Task brief >>
Print exactly the lines running from the one that holds "Write a component" through the one that holds "import React from 'react';", please, and leave the pictures out.
═════ Data section ═════
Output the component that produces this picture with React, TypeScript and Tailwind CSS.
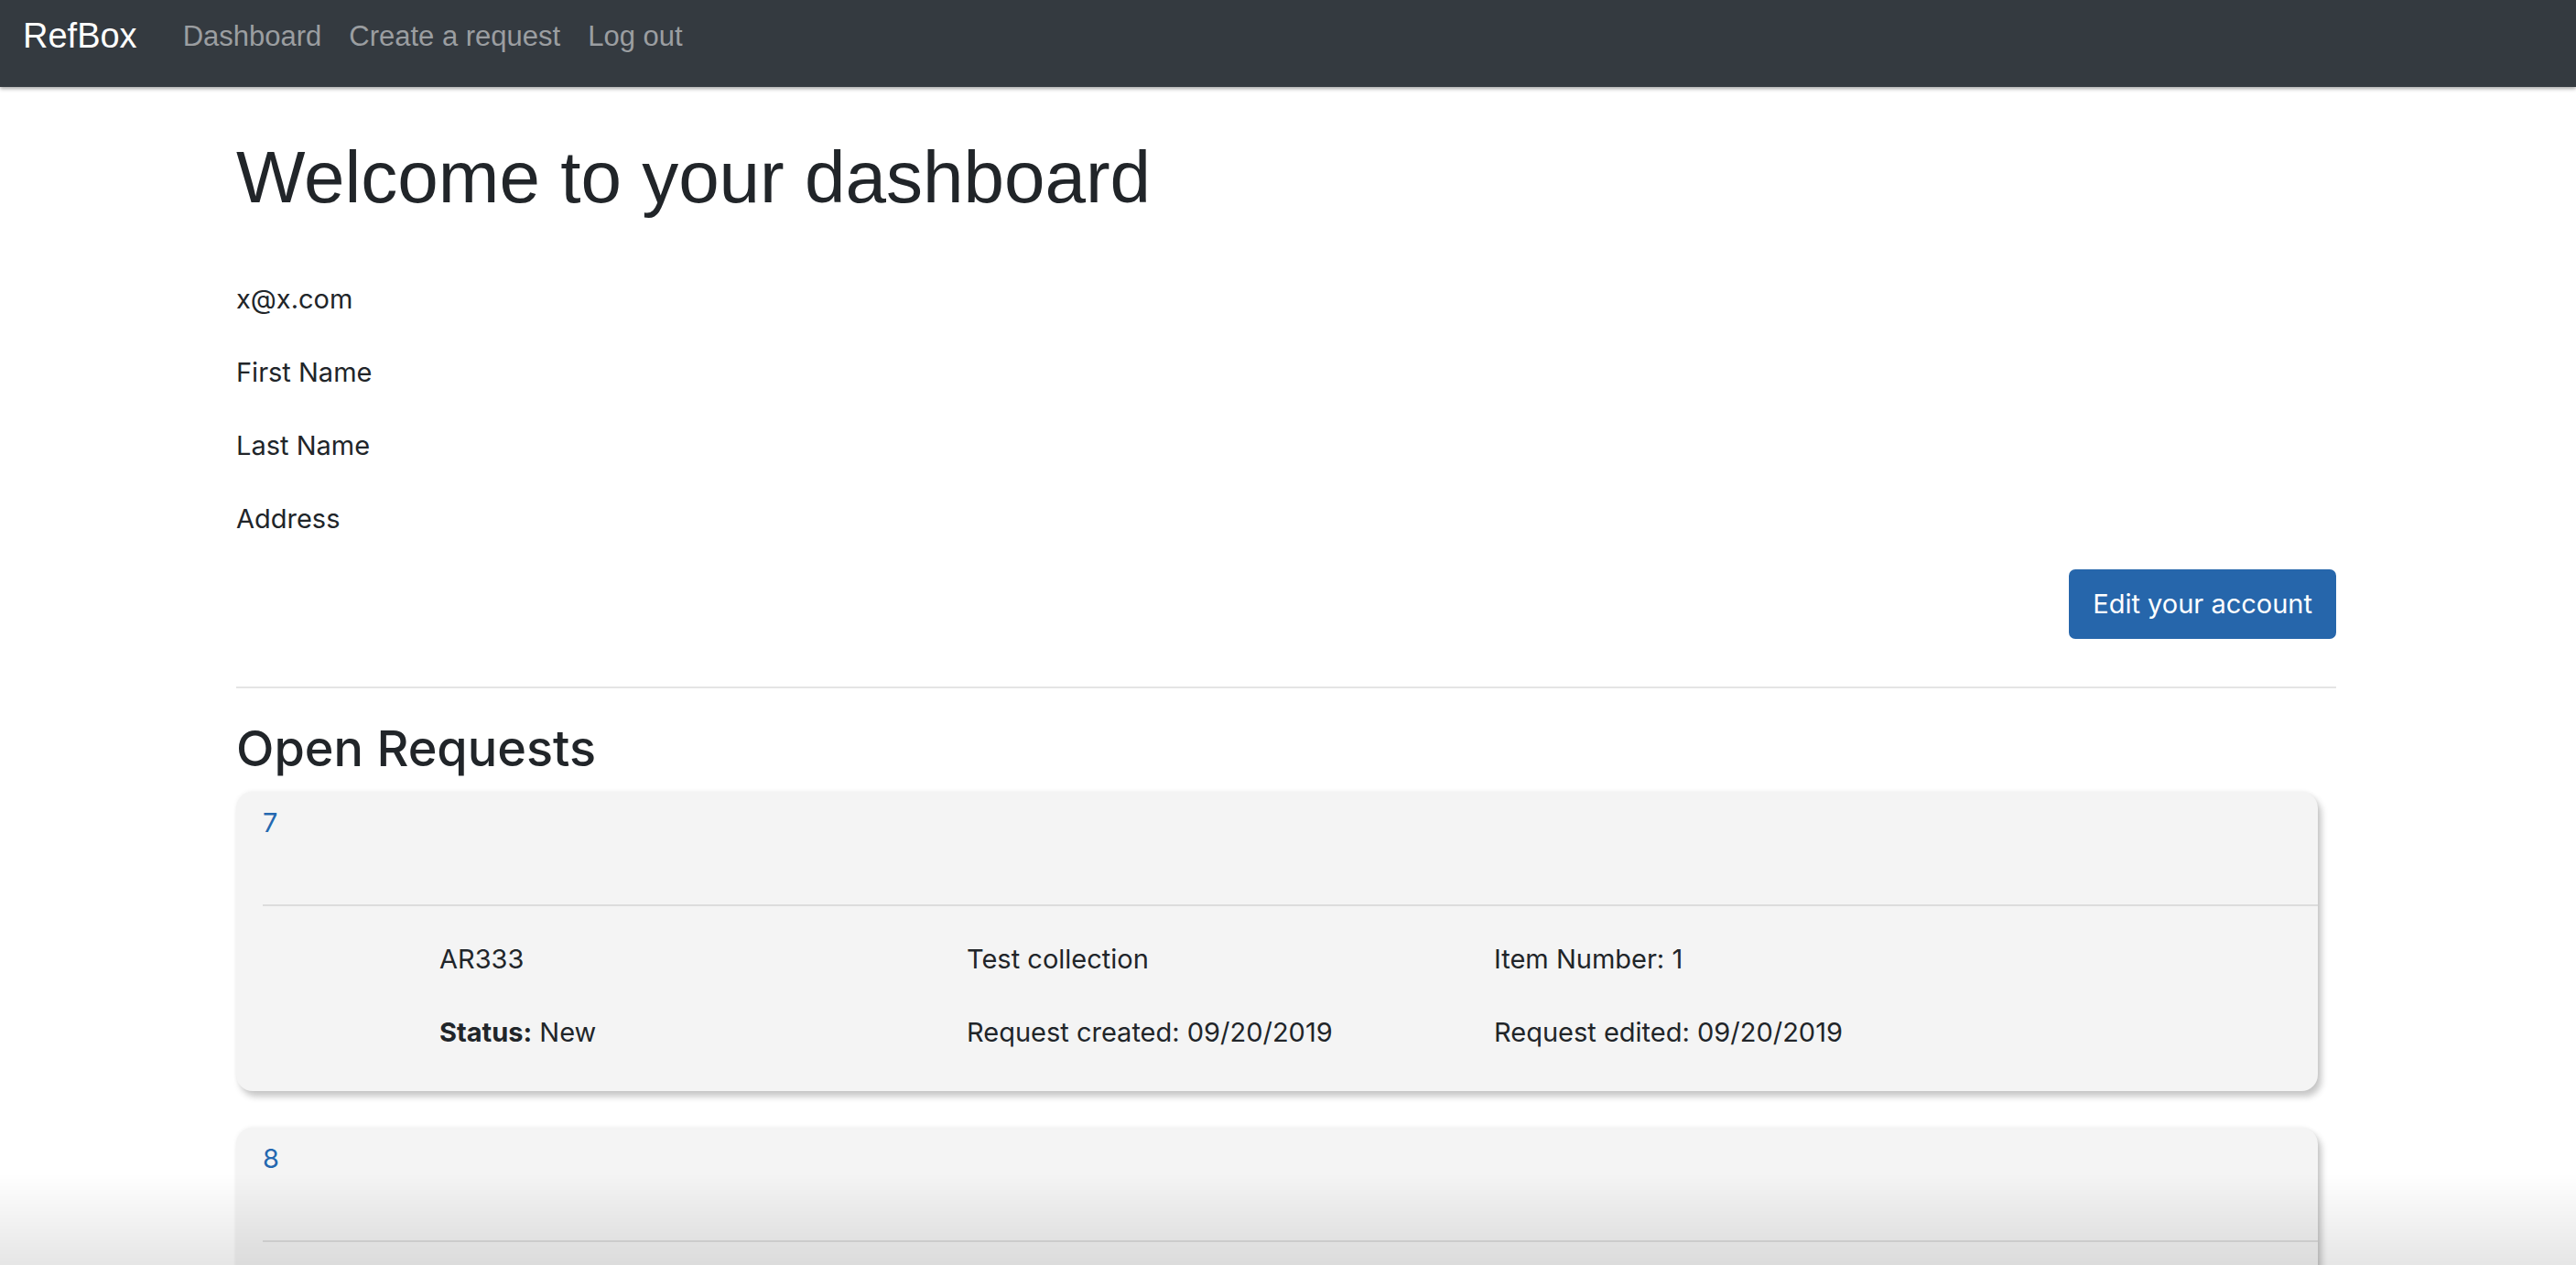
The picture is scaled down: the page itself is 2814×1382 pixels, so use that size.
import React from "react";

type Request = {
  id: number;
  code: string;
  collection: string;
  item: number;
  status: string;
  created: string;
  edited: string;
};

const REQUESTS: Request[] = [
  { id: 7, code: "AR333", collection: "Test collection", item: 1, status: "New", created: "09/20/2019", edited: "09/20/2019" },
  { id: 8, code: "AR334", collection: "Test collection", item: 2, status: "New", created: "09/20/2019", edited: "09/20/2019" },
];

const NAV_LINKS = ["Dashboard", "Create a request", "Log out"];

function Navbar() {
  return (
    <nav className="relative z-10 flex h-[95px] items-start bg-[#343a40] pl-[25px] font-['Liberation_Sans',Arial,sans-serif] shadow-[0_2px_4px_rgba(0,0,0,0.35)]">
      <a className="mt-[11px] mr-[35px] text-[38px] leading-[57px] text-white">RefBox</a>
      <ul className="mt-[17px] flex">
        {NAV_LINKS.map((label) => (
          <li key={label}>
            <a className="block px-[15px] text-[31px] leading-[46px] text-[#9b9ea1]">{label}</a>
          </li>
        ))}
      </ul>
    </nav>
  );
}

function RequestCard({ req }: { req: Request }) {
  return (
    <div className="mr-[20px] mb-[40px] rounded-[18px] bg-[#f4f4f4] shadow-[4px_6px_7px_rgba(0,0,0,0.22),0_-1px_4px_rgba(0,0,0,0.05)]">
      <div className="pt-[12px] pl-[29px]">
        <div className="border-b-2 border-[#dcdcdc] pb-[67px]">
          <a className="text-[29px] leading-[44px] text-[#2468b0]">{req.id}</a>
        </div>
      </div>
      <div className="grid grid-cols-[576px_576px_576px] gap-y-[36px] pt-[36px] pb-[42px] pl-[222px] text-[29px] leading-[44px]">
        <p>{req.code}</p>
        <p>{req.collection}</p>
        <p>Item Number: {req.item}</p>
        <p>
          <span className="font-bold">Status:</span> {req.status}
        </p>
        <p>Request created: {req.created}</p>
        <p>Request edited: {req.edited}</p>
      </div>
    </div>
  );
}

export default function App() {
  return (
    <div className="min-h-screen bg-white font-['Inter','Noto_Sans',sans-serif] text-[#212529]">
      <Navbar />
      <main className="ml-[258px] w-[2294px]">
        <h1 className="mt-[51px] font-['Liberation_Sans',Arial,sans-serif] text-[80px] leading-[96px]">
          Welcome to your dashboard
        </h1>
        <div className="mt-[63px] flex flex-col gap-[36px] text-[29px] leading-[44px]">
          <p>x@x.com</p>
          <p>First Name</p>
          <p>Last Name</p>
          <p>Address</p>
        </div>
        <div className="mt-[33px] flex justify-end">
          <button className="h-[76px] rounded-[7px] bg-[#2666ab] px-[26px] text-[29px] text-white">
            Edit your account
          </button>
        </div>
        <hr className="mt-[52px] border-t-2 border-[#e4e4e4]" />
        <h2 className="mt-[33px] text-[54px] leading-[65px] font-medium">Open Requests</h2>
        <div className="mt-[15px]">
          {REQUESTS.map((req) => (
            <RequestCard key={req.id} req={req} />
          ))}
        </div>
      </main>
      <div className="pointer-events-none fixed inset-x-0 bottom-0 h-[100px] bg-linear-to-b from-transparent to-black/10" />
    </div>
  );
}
═════
═════ Data section ═════
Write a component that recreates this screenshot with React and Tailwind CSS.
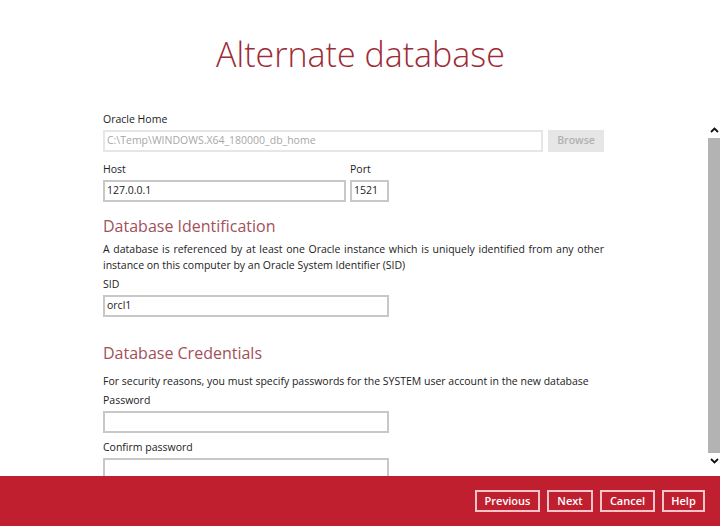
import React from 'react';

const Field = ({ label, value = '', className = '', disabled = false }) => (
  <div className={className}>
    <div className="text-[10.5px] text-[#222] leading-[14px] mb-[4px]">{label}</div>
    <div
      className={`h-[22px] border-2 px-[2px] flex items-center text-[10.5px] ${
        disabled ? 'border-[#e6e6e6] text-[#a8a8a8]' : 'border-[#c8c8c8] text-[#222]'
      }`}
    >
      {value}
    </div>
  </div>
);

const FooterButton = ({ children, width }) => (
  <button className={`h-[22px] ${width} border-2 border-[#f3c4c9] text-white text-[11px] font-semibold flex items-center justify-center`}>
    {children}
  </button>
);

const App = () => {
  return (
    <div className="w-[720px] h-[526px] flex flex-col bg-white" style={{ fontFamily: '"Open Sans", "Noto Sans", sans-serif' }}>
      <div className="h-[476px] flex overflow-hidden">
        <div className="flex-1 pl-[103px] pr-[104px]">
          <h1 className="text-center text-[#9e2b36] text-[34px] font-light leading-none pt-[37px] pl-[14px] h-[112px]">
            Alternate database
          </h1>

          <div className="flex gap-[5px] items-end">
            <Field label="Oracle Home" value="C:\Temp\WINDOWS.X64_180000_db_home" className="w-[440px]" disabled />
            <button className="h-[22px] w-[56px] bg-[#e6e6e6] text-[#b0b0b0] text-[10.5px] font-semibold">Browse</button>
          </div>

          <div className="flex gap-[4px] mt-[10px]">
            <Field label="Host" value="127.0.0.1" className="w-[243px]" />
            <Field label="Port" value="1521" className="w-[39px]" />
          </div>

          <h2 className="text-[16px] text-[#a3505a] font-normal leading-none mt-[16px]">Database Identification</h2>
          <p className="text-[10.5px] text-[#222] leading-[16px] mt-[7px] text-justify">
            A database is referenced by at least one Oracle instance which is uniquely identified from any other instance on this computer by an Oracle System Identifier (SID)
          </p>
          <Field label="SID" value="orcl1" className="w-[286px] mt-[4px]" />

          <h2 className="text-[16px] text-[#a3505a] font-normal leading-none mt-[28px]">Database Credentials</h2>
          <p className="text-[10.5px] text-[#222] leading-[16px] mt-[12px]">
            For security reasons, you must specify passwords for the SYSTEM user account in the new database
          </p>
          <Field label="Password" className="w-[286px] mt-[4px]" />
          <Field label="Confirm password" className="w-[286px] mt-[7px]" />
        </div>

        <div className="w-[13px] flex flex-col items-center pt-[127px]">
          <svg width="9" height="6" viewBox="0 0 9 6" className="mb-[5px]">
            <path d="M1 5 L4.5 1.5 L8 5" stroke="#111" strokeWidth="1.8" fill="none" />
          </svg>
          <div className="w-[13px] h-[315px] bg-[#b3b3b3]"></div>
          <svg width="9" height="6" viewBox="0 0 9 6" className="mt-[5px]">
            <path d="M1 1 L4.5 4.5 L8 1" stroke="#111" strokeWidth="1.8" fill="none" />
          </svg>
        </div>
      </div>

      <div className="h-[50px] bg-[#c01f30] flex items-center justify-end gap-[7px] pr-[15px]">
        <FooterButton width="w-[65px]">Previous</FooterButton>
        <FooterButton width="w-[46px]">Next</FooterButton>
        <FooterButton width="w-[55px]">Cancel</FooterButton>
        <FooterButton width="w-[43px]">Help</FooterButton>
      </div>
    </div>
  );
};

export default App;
═════
Response to the exercise >>
Write a component that recreates this screenshot with React and Tailwind CSS.
import React from 'react';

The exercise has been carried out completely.